Who reviews my bankruptcy papers after I file?

A complete bankruptcy petition with supporting schedules and statements runs around 50 pages. So what happens to these papers after the bankruptcy debtor reviews and signs them, and the attorney files them with the court?

One of bankruptcy's unique aspects is that there is a huge cast of characters in bankruptcy, each with a particular role. Different officials and parties review filed bankruptcy papers for different things.

Clerk of Court: Administrative Matters

Often, a deputy clerk of court will review the petition to make sure nothing is missing or facial defective. If there is an apparent problem, the clerk will issue a notice that the petition is deficient. At that point, the omission either needs to be corrected or otherwise resolved.

Bankruptcy Administrator: Chapter 7 Eligibility and More

In North Carolina, the Bankruptcy Administrator, an independent judicial official, is charged with certain duties related to overseeing the fairness and administration of the bankruptcy process. In chapter 7 cases, the Bankruptcy Administrator's office has the duty to review a bankruptcy case to determine whether or not there are means testing eligibility problems or other circumstances that raise a question of whether relief under chapter 7 is appropriate.

The Bankruptcy Administrator also takes a role in enforcing the requirements concerning discharges in second bankruptcies, reviewing the compensation of attorneys, and raising issues of fraud or bankruptcy wrongdoing, among other things.

Bankruptcy Trustee: Assets or Plans

Generally, the bankruptcy trustee is the party who is going to give the most holistic review of bankruptcy papers. Chapter matters as to what a trustee is looking for in a review. In chapter 7, the Chapter 7 Trustee is going to carefully review assets, exemptions, and financial transactions (e.g. transfers of property), as these have the most direct impact on whether or not the trustee has the ability to pay creditors (i.e. administer an estate). A chapter 7 trustee might also bring some other irregularity in the bankruptcy case or papers to the attention of the bankruptcy judge or the bankruptcy administrator.
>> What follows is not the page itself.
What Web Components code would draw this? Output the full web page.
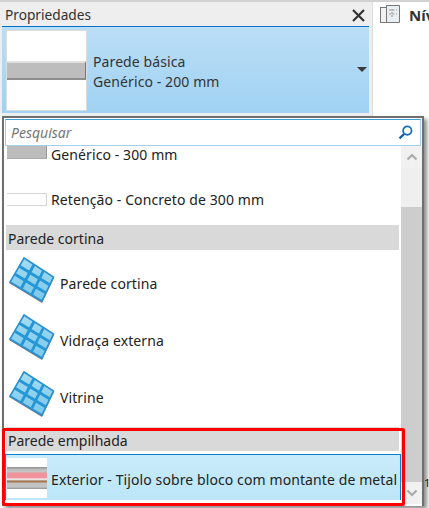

In chapter 13 bankruptcy, the Standing Trustee will conduct a similar review as Chapter 7 Trustee, but with an eye towards determining if whether or not the chapter 13 plan proposed by the debtor meets the requirements of Chapter 13 of the Bankruptcy Code. In particular, the trustee would review income and expenses, the nature of secured debts and priority debts, and the amount of property claimed and exempted.
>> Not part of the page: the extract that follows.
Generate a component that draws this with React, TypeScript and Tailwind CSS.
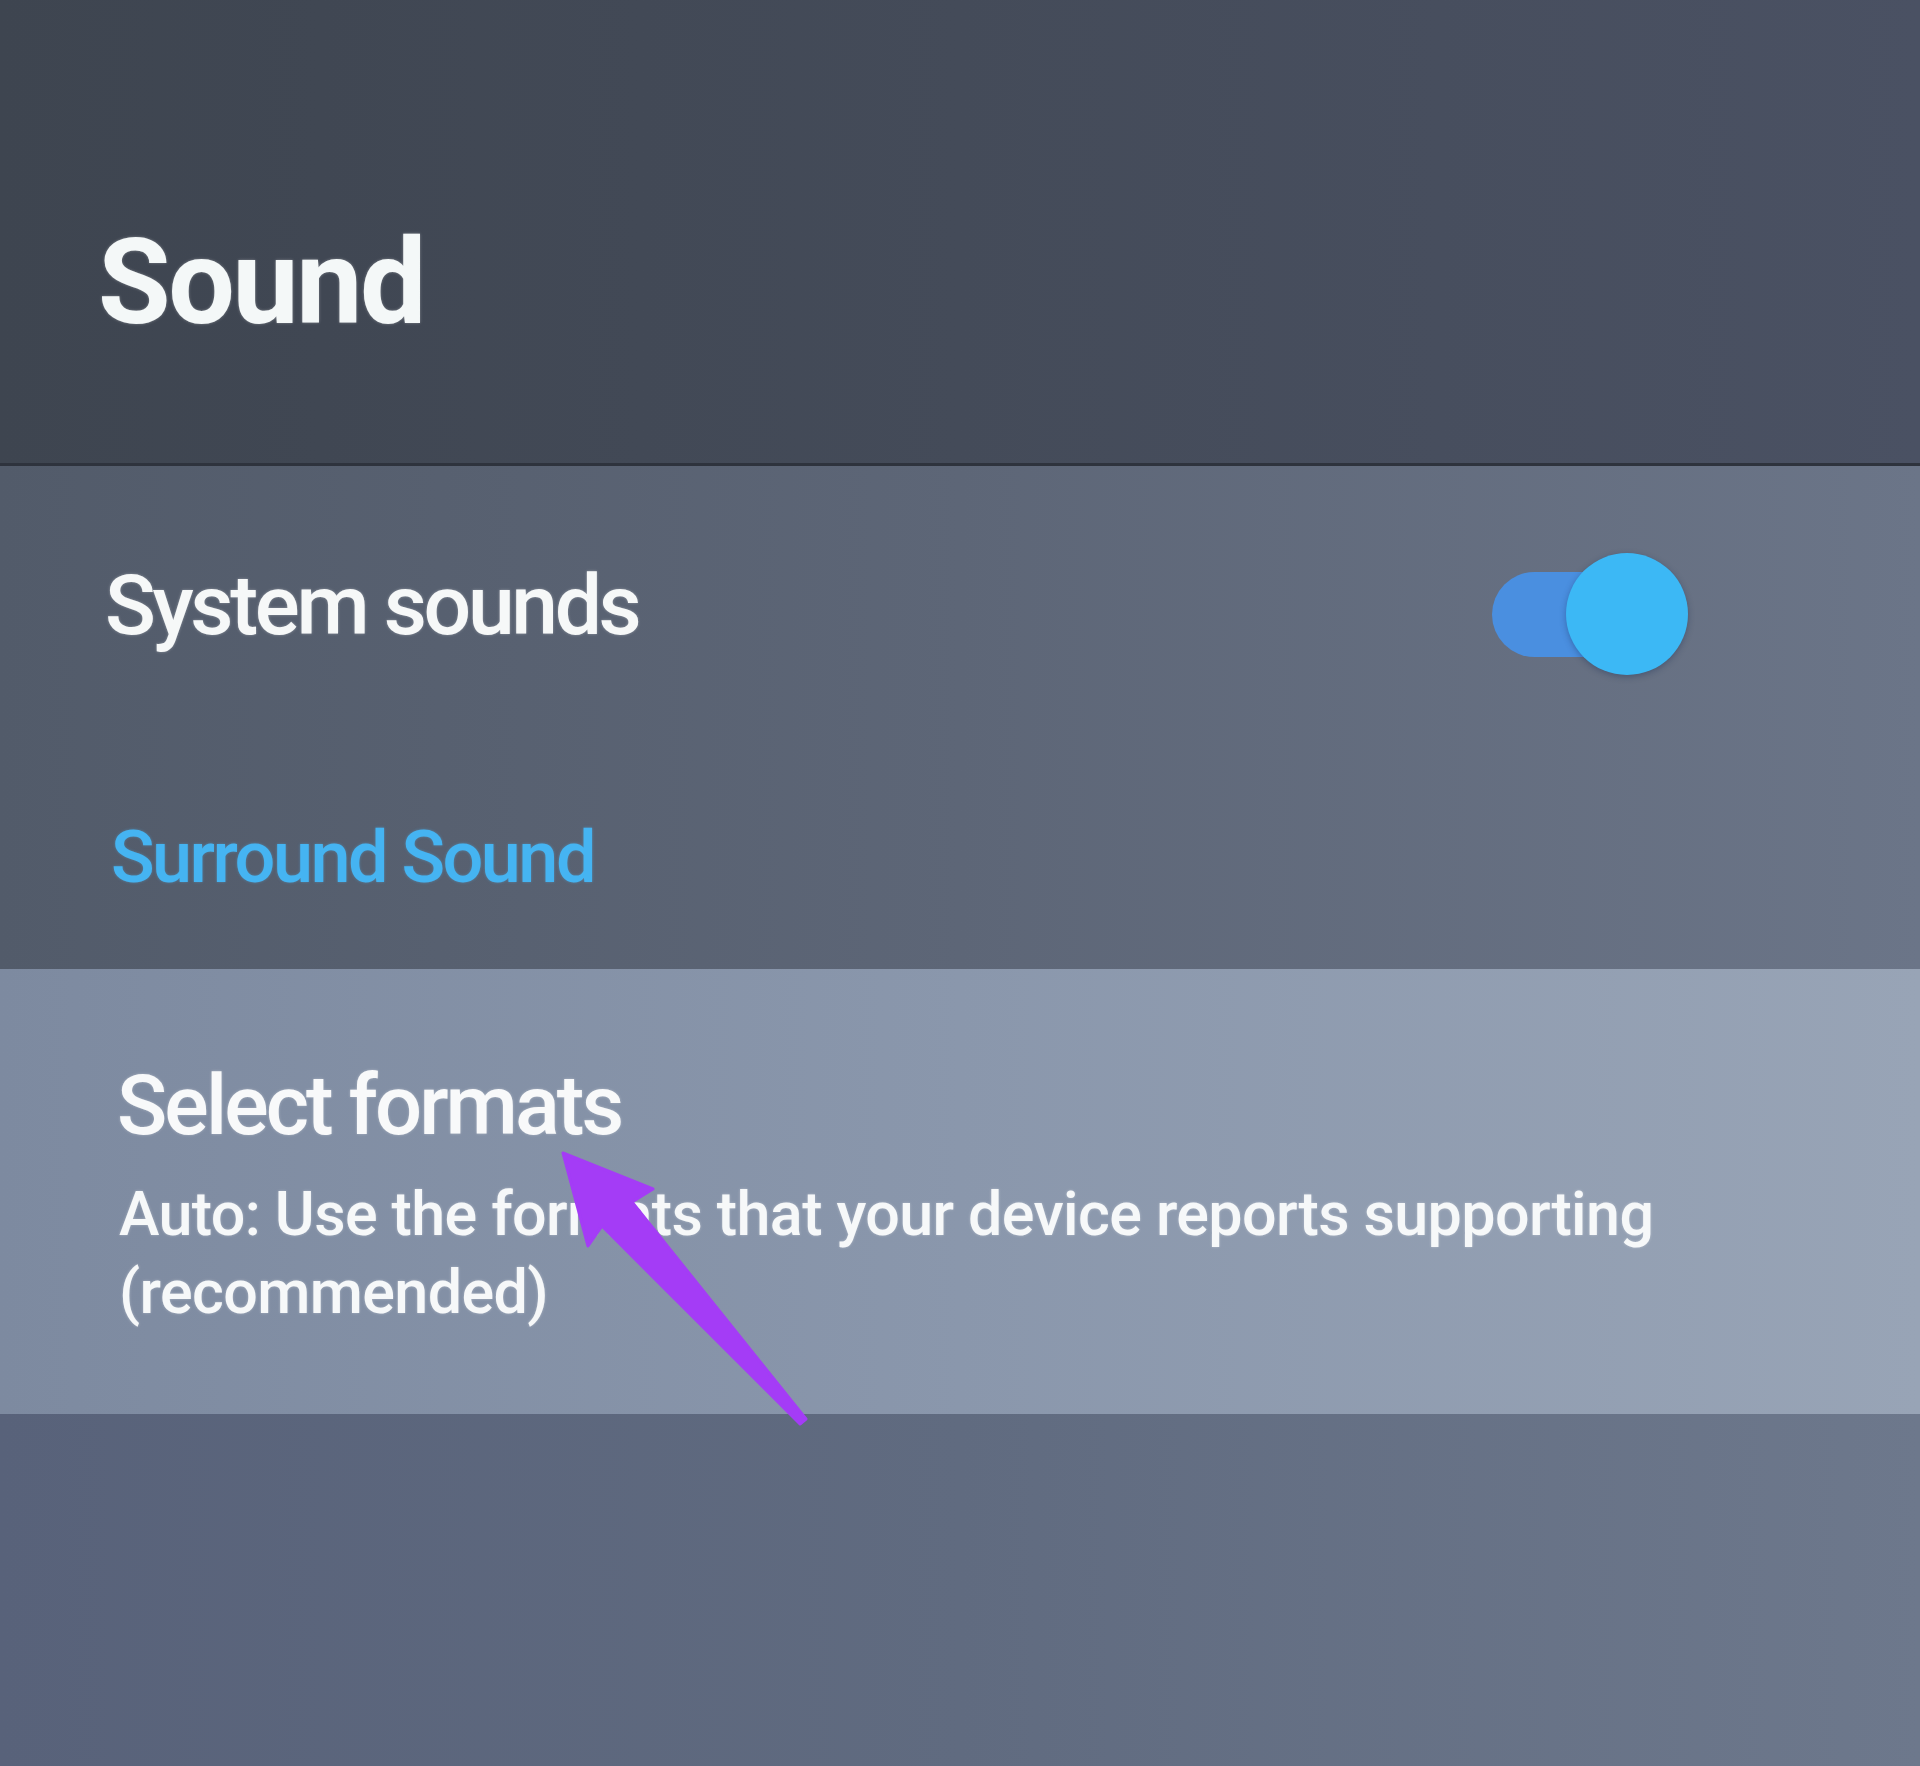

Bankruptcy Judge: When Needed

Most of the time, the bankruptcy judge assigned to a case is not going to review anything in the bankruptcy papers unless an issue is raised by another official or party. However, sometimes a bankruptcy judge may sue sponte raise some concern with a bankruptcy, perhaps an issue noticed when reviewing a related motion or request.

Creditors: Only If They Bother

Most creditors don't read or obtain the bankruptcy papers, as there is little to be gained by them doing so in most cases. They have the option to do so if they so desire. Motivated individual creditors, such as an ex-spouse or upset business partner, are the most likely of any party to pick over a bankruptcy petition with a fine tooth comb.